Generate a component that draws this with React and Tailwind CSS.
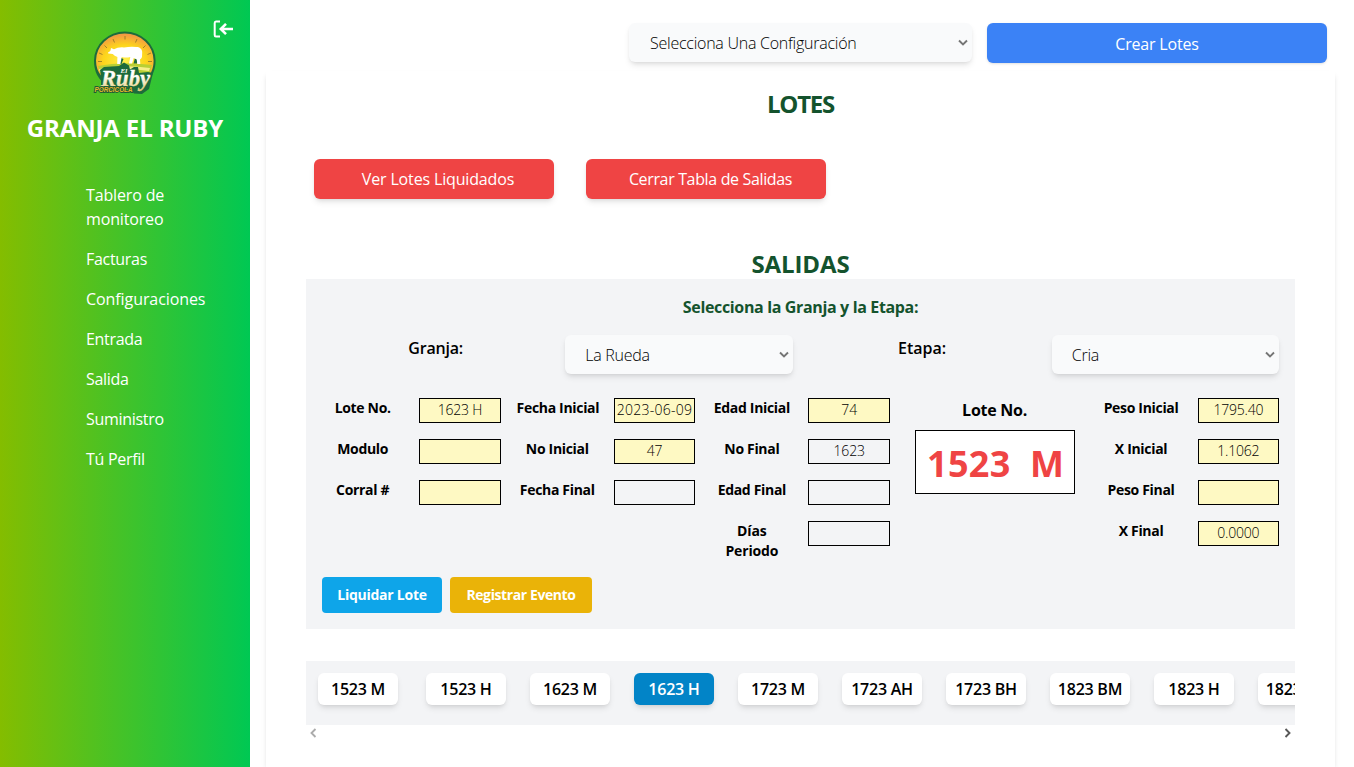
const links = ['Tablero de monitoreo', 'Facturas', 'Configuraciones', 'Entrada', 'Salida', 'Suministro', 'Tú Perfil'];

const columnA = [
  { label: 'Lote No.', value: '1623 H', fill: true },
  { label: 'Modulo', value: '', fill: true },
  { label: 'Corral #', value: '', fill: true },
];
const columnB = [
  { label: 'Fecha Inicial', value: '2023-06-09', fill: true },
  { label: 'No Inicial', value: '47', fill: true },
  { label: 'Fecha Final', value: '', fill: false },
];
const columnC = [
  { label: 'Edad Inicial', value: '74', fill: true },
  { label: 'No Final', value: '1623', fill: false },
  { label: 'Edad Final', value: '', fill: false },
  { label: 'Días Periodo', value: '', fill: false },
];
const columnD = [
  { label: 'Peso Inicial', value: '1795.40', fill: true },
  { label: 'X Inicial', value: '1.1062', fill: true },
  { label: 'Peso Final', value: '', fill: true },
  { label: 'X Final', value: '0.0000', fill: true },
];

const lots = ['1523 M', '1523 H', '1623 M', '1623 H', '1723 M', '1723 AH', '1723 BH', '1823 BM', '1823 H', '1823 AM'];

function Logo() {
  return (
    <svg viewBox="0 0 64 64" className="h-16 w-16">
      <defs>
        <radialGradient id="sun" cx="50%" cy="65%" r="62%">
          <stop offset="0" stopColor="#fff04a" />
          <stop offset="0.6" stopColor="#fdd51c" />
          <stop offset="1" stopColor="#f39a42" />
        </radialGradient>
        <linearGradient id="cream" x1="0" y1="0" x2="0" y2="1">
          <stop offset="0.4" stopColor="#ffffff" />
          <stop offset="1" stopColor="#e6cf7a" />
        </linearGradient>
      </defs>
      <path d="M1 29.500a30.800 29 0 0 1 61.600 0c0 9-3 15-7 20H8C4 45 1 39 1 29.500Z" fill="#1d6b3c" />
      <path d="M3 29.500a28.800 27 0 0 1 57.600 0c0 7-2 11-4 15H8C5 41 3 36 3 29.500Z" fill="url(#sun)" />
      <path d="M5 35q24-5 54-1l-3 9H8Z" fill="#b9cf35" />
      <path d="M6 38q23-5 51-1l-1 3q-24-4-49 1Z" fill="#f6ed8a" />
      <path d="M32 5v3.500M20 8l1.500 3.500M44 8l-1.500 3.500M11.500 14.500l2.500 2.500M52.500 14.500l-2.500 2.500M6 22l3.500 1.500M58 22l-3.500 1.500M5 30.500h4M59 30.500h-4" stroke="#8c7427" strokeWidth="0.800" />
      <path d="M28 27l-3 6h3.500l2-5M42 27l-1.500 5.500h3.500l1-5" fill="#1d6b3c" />
      <path d="M15 21.500q2-1 2.500-2l.5-2.500 3 1.200q4-2.300 10-1.800 6-.8 12-.4c4 0 6 2 6.200 5l-.2 5q-.6 1.500-2 2.500l.3 4.500h-3l-.6-4.500-3-1.500-1.700 5.500h-3l1.300-6.500q-4 1-8.600 0l-1.300 7h-3.200l.2-7q-3-1-4.700-3l-4.500-.5Z" fill="#fff" />
      <path d="M8 45l-1-6 4-3 15-1 5-3.500 5 3 1 4 4-2.500h4l1 6 9-1 5 1-4 16-7 5-8-.5-4-4.500H8Z" fill="#1d6b3c" />
      <text x="27.500" y="42" fontFamily="Liberation Serif, serif" fontSize="7" fontWeight="700" fontStyle="italic" fill="#fff">El</text>
      <text x="8" y="54.500" fontFamily="Liberation Serif, serif" fontSize="23" fontWeight="700" fontStyle="italic" textLength="49" lengthAdjust="spacingAndGlyphs" fill="url(#cream)" stroke="url(#cream)" strokeWidth="0.3">Ruby</text>
      <text x="1.500" y="61" fontFamily="Liberation Sans, sans-serif" fontSize="6.500" fontWeight="700" fontStyle="italic" textLength="38" lengthAdjust="spacingAndGlyphs" fill="#e9b82a" stroke="#1d5c35" strokeWidth="1.800" paintOrder="stroke">PORCICOLA</text>
    </svg>
  );
}

function Chevron({ className }) {
  return (
    <svg viewBox="0 0 10 8" className={className} fill="none" stroke="#757575" strokeWidth="1.900">
      <path d="M1 1.500 5 5.500 9 1.500" />
    </svg>
  );
}

function SelectBox({ text, className }) {
  return (
    <div className={`flex items-center justify-between rounded-md bg-gray-50 pr-1 font-light tracking-[-0.25px] shadow-md ${className}`}>
      <span>{text}</span>
      <Chevron className="h-2 w-[10px]" />
    </div>
  );
}

function Fields({ rows }) {
  return (
    <div className="flex flex-col gap-4">
      {rows.map((row) => (
        <div key={row.label} className="grid h-[25px] grid-cols-2 gap-4 text-center text-sm leading-5">
          <span className={`font-bold ${row.label === 'Días Periodo' ? 'tracking-[-0.15px]' : 'tracking-[-0.32px] whitespace-nowrap'}`}>{row.label}</span>
          <span className={`flex h-[25px] justify-center border border-black leading-[21px] font-light whitespace-nowrap ${row.value.length > 8 ? 'tracking-[0.25px]' : 'tracking-[-0.2px]'} ${row.fill ? 'bg-[#fef9c3]' : ''}`}>
            {row.value}
          </span>
        </div>
      ))}
    </div>
  );
}

export default function App() {
  return (
    <div className="flex h-[767px] w-full overflow-hidden bg-white font-['Open_Sans','Noto_Sans',sans-serif] text-base text-black">
      <aside className="flex w-[250px] shrink-0 flex-col bg-linear-to-r/srgb from-[#84bd00] to-[#00c853] text-white">
        <div className="flex h-[31px] justify-end pt-5 pr-4">
          <svg viewBox="0 0 22 18" className="h-[18px] w-[22px]" fill="none" stroke="#fff" strokeWidth="2.600">
            <path d="M8 1.500H4Q2.700 1.500 2.700 3V15Q2.700 16.500 4 16.500H8" strokeWidth="2" />
            <path d="M21 9H9M14 3.800 8.800 9l5.200 5.200" />
          </svg>
        </div>
        <div className="flex h-16 justify-center">
          <Logo />
        </div>
        <h1 className="mt-[17px] text-center text-2xl leading-8 font-bold tracking-[-0.15px] whitespace-nowrap">GRANJA EL RUBY</h1>
        <nav className="mt-[39px] ml-[86px] flex w-[130px] flex-col gap-4 font-medium">
          {links.map((link) => (
            <a key={link} className={link.length > 16 ? 'w-[100px] tracking-[-0.15px]' : link.length > 12 ? 'tracking-[-0.08px]' : 'tracking-[-0.3px]'}>{link}</a>
          ))}
        </nav>
      </aside>

      <main className="flex min-w-0 grow flex-col">
        <div className="flex shrink-0 justify-end gap-[15px] pt-[23px] pr-[27px]">
          <SelectBox text="Selecciona Una Configuración" className="h-[39px] w-[343px] pt-px pl-[21px]" />
          <button className="h-10 w-[340px] rounded-md bg-[#3b82f6] pt-px font-medium tracking-[-0.2px] text-white shadow-sm">Crear Lotes</button>
        </div>

        <section className="mt-2 mr-[19px] ml-4 flex grow flex-col px-10 pt-[17px] shadow-[0_4px_6px_-1px_rgba(0,0,0,0.1),0_2px_4px_-2px_rgba(0,0,0,0.1)]">
          <h2 className="text-center text-2xl leading-8 font-bold tracking-[-1.2px] text-[#14532d]">LOTES</h2>
          <div className="mt-[39px] ml-2 flex gap-8">
            <button className="h-10 w-60 rounded-md bg-[#ef4444] pl-2 font-medium tracking-[-0.15px] text-white shadow-md">Ver Lotes Liquidados</button>
            <button className="h-10 w-60 rounded-md bg-[#ef4444] pl-[9px] font-medium tracking-[-0.35px] text-white shadow-md">Cerrar Tabla de Salidas</button>
          </div>
          <h2 className="mt-[49px] text-center text-2xl leading-8 font-bold tracking-[-0.1px] text-[#14532d]">SALIDAS</h2>

          <div className="mt-[-1px] h-[350px] bg-gray-100 px-4 pt-4">
            <h3 className="text-center leading-6 font-bold tracking-[-0.35px] text-[#14532d]">Selecciona la Granja y la Etapa:</h3>
            <div className="mt-4 grid h-[39px] grid-cols-4 gap-4">
              <span className="pt-px text-center font-semibold tracking-[-0.2px]">Granja:</span>
              <SelectBox text="La Rueda" className="h-[39px] pt-px pl-5" />
              <span className="pt-px text-center font-semibold">Etapa:</span>
              <SelectBox text="Cria" className="h-[39px] pt-px pl-5" />
            </div>
            <div className="mt-6 grid h-[163px] grid-cols-5 gap-4">
              <Fields rows={columnA} />
              <Fields rows={columnB} />
              <Fields rows={columnC} />
              <div className="flex flex-col items-center pr-px">
                <span className="h-8 leading-6 font-bold tracking-[-0.25px]">Lote No.</span>
                <div className="flex h-16 w-40 items-center justify-center border border-black bg-white pt-1 pl-[2px] text-4xl font-bold tracking-[0.3px] whitespace-pre text-[#ef4444]">{'1523  M'}</div>
              </div>
              <Fields rows={columnD} />
            </div>
            <div className="mt-4 flex gap-2 text-sm font-bold text-white">
              <button className="h-9 w-[120px] rounded-sm bg-[#0ea5e9] tracking-[-0.25px]">Liquidar Lote</button>
              <button className="h-9 w-[142px] rounded-sm bg-[#eab308] tracking-[-0.4px]">Registrar Evento</button>
            </div>
          </div>

          <div className="mt-8 flex h-16 shrink-0 gap-6 overflow-hidden bg-gray-100 px-3 pt-3">
            {lots.map((lot) => (
              <button key={lot} className={`h-8 w-20 shrink-0 rounded-md font-semibold tracking-[-0.25px] whitespace-nowrap shadow-md first:mr-1 ${lot === '1623 H' ? 'bg-[#0284c7] text-white' : 'bg-white'}`}>
                {lot}
              </button>
            ))}
          </div>
          <div className="flex justify-between px-[2px] pt-1">
            <Chevron className="h-2 w-[10px] rotate-90 opacity-60" />
            <Chevron className="h-2 w-[10px] -rotate-90 brightness-75" />
          </div>
        </section>
      </main>
    </div>
  );
}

__________________________________________________

__STATED GOAL__
Copy nothing but the lines from the top of the data down to the line containing "const links = ['Tablero", and leave the pictures out.

__OUTPUT FOR THIS TASK__
Generate a component that draws this with React and Tailwind CSS.
const links = ['Tablero de monitoreo', 'Facturas', 'Configuraciones', 'Entrada', 'Salida', 'Suministro', 'Tú Perfil'];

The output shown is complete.